→ **What is being asked**:
Give every line of the data again, unchanged, but with no pictures.

→ **Supplied information**:
++++++++++++++++++++

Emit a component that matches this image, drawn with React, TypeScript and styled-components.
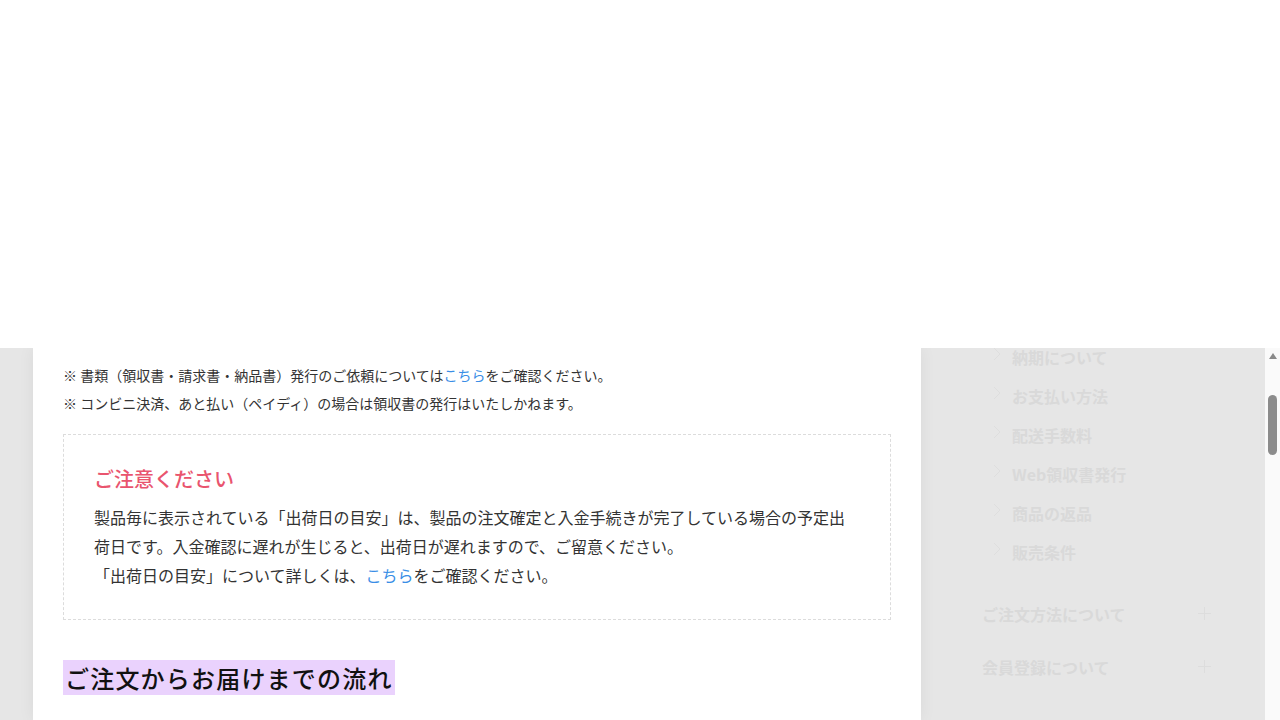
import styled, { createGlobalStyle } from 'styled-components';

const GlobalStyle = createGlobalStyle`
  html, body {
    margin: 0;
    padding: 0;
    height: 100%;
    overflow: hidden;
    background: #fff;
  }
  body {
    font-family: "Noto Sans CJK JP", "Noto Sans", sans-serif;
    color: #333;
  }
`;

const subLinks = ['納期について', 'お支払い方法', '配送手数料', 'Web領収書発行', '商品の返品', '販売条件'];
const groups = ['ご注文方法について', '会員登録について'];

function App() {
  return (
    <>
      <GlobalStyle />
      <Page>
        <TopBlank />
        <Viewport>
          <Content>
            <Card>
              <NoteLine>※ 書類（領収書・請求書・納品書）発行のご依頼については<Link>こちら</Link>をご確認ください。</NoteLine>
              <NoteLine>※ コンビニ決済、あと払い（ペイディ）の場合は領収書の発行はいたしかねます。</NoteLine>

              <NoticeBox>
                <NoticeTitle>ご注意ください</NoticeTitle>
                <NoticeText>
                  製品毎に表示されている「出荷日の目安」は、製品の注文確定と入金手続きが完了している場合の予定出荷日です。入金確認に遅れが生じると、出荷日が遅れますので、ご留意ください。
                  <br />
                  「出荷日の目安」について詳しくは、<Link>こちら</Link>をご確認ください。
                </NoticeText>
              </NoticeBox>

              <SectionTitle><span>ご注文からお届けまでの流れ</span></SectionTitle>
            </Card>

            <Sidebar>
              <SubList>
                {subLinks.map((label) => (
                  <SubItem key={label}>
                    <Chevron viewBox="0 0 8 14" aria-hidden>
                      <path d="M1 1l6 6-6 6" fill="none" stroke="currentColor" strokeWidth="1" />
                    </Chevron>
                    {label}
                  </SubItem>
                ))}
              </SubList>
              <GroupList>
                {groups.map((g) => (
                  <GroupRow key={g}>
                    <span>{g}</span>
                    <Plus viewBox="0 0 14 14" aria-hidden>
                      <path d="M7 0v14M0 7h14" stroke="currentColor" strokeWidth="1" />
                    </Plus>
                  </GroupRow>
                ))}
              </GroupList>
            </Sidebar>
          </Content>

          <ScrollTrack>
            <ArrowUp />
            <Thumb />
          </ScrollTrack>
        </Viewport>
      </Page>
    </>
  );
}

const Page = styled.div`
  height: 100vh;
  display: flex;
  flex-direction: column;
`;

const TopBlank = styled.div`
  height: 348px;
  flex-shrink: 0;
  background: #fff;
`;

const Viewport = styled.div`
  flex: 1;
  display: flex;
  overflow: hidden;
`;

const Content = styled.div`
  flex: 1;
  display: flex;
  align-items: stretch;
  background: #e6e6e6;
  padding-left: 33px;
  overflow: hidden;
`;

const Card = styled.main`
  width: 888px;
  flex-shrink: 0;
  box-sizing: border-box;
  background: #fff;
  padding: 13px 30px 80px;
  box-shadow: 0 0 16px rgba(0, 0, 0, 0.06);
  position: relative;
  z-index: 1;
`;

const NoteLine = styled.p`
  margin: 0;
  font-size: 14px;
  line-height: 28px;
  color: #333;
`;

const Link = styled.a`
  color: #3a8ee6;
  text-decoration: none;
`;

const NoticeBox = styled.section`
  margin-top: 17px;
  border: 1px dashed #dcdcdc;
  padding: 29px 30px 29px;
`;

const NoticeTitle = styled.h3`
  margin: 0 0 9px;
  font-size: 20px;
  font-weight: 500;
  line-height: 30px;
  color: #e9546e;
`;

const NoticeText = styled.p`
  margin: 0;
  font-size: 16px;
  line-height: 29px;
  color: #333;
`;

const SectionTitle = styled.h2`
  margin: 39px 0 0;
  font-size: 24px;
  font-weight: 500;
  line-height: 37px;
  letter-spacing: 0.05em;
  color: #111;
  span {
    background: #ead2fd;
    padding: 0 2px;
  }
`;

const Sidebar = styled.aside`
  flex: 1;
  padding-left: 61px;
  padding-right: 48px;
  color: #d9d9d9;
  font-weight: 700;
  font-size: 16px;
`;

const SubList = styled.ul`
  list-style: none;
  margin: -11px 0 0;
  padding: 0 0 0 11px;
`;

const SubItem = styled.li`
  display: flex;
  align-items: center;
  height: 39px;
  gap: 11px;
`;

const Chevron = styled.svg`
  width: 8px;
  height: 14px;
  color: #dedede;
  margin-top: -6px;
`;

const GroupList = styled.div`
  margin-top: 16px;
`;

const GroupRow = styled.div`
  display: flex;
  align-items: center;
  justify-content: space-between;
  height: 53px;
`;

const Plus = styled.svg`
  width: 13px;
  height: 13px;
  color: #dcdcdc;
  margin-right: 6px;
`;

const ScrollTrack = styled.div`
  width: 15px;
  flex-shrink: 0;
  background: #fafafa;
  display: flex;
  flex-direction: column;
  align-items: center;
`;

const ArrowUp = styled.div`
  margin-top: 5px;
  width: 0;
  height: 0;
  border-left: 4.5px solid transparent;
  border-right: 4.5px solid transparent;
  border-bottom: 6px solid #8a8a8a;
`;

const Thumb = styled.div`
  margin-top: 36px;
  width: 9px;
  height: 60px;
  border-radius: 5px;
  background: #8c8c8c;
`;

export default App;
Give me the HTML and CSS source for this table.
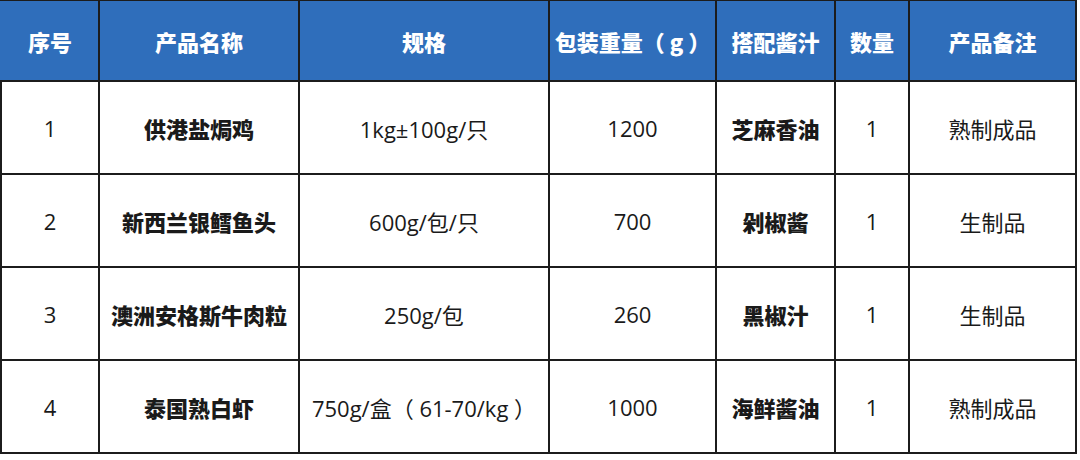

++++++++++++++++++++

→ **Result of this task**:
Emit a component that matches this image, drawn with React, TypeScript and styled-components.
import styled, { createGlobalStyle } from 'styled-components';

const GlobalStyle = createGlobalStyle`
  html, body {
    margin: 0;
    padding: 0;
    height: 100%;
    overflow: hidden;
    background: #fff;
  }
  body {
    font-family: "Noto Sans CJK JP", "Noto Sans", sans-serif;
    color: #333;
  }
`;

const subLinks = ['納期について', 'お支払い方法', '配送手数料', 'Web領収書発行', '商品の返品', '販売条件'];
const groups = ['ご注文方法について', '会員登録について'];

function App() {
  return (
    <>
      <GlobalStyle />
      <Page>
        <TopBlank />
        <Viewport>
          <Content>
            <Card>
              <NoteLine>※ 書類（領収書・請求書・納品書）発行のご依頼については<Link>こちら</Link>をご確認ください。</NoteLine>
              <NoteLine>※ コンビニ決済、あと払い（ペイディ）の場合は領収書の発行はいたしかねます。</NoteLine>

              <NoticeBox>
                <NoticeTitle>ご注意ください</NoticeTitle>
                <NoticeText>
                  製品毎に表示されている「出荷日の目安」は、製品の注文確定と入金手続きが完了している場合の予定出荷日です。入金確認に遅れが生じると、出荷日が遅れますので、ご留意ください。
                  <br />
                  「出荷日の目安」について詳しくは、<Link>こちら</Link>をご確認ください。
                </NoticeText>
              </NoticeBox>

              <SectionTitle><span>ご注文からお届けまでの流れ</span></SectionTitle>
            </Card>

            <Sidebar>
              <SubList>
                {subLinks.map((label) => (
                  <SubItem key={label}>
                    <Chevron viewBox="0 0 8 14" aria-hidden>
                      <path d="M1 1l6 6-6 6" fill="none" stroke="currentColor" strokeWidth="1" />
                    </Chevron>
                    {label}
                  </SubItem>
                ))}
              </SubList>
              <GroupList>
                {groups.map((g) => (
                  <GroupRow key={g}>
                    <span>{g}</span>
                    <Plus viewBox="0 0 14 14" aria-hidden>
                      <path d="M7 0v14M0 7h14" stroke="currentColor" strokeWidth="1" />
                    </Plus>
                  </GroupRow>
                ))}
              </GroupList>
            </Sidebar>
          </Content>

          <ScrollTrack>
            <ArrowUp />
            <Thumb />
          </ScrollTrack>
        </Viewport>
      </Page>
    </>
  );
}

const Page = styled.div`
  height: 100vh;
  display: flex;
  flex-direction: column;
`;

const TopBlank = styled.div`
  height: 348px;
  flex-shrink: 0;
  background: #fff;
`;

const Viewport = styled.div`
  flex: 1;
  display: flex;
  overflow: hidden;
`;

const Content = styled.div`
  flex: 1;
  display: flex;
  align-items: stretch;
  background: #e6e6e6;
  padding-left: 33px;
  overflow: hidden;
`;

const Card = styled.main`
  width: 888px;
  flex-shrink: 0;
  box-sizing: border-box;
  background: #fff;
  padding: 13px 30px 80px;
  box-shadow: 0 0 16px rgba(0, 0, 0, 0.06);
  position: relative;
  z-index: 1;
`;

const NoteLine = styled.p`
  margin: 0;
  font-size: 14px;
  line-height: 28px;
  color: #333;
`;

const Link = styled.a`
  color: #3a8ee6;
  text-decoration: none;
`;

const NoticeBox = styled.section`
  margin-top: 17px;
  border: 1px dashed #dcdcdc;
  padding: 29px 30px 29px;
`;

const NoticeTitle = styled.h3`
  margin: 0 0 9px;
  font-size: 20px;
  font-weight: 500;
  line-height: 30px;
  color: #e9546e;
`;

const NoticeText = styled.p`
  margin: 0;
  font-size: 16px;
  line-height: 29px;
  color: #333;
`;

const SectionTitle = styled.h2`
  margin: 39px 0 0;
  font-size: 24px;
  font-weight: 500;
  line-height: 37px;
  letter-spacing: 0.05em;
  color: #111;
  span {
    background: #ead2fd;
    padding: 0 2px;
  }
`;

const Sidebar = styled.aside`
  flex: 1;
  padding-left: 61px;
  padding-right: 48px;
  color: #d9d9d9;
  font-weight: 700;
  font-size: 16px;
`;

const SubList = styled.ul`
  list-style: none;
  margin: -11px 0 0;
  padding: 0 0 0 11px;
`;

const SubItem = styled.li`
  display: flex;
  align-items: center;
  height: 39px;
  gap: 11px;
`;

const Chevron = styled.svg`
  width: 8px;
  height: 14px;
  color: #dedede;
  margin-top: -6px;
`;

const GroupList = styled.div`
  margin-top: 16px;
`;

const GroupRow = styled.div`
  display: flex;
  align-items: center;
  justify-content: space-between;
  height: 53px;
`;

const Plus = styled.svg`
  width: 13px;
  height: 13px;
  color: #dcdcdc;
  margin-right: 6px;
`;

const ScrollTrack = styled.div`
  width: 15px;
  flex-shrink: 0;
  background: #fafafa;
  display: flex;
  flex-direction: column;
  align-items: center;
`;

const ArrowUp = styled.div`
  margin-top: 5px;
  width: 0;
  height: 0;
  border-left: 4.5px solid transparent;
  border-right: 4.5px solid transparent;
  border-bottom: 6px solid #8a8a8a;
`;

const Thumb = styled.div`
  margin-top: 36px;
  width: 9px;
  height: 60px;
  border-radius: 5px;
  background: #8c8c8c;
`;

export default App;
Give me the HTML and CSS source for this table.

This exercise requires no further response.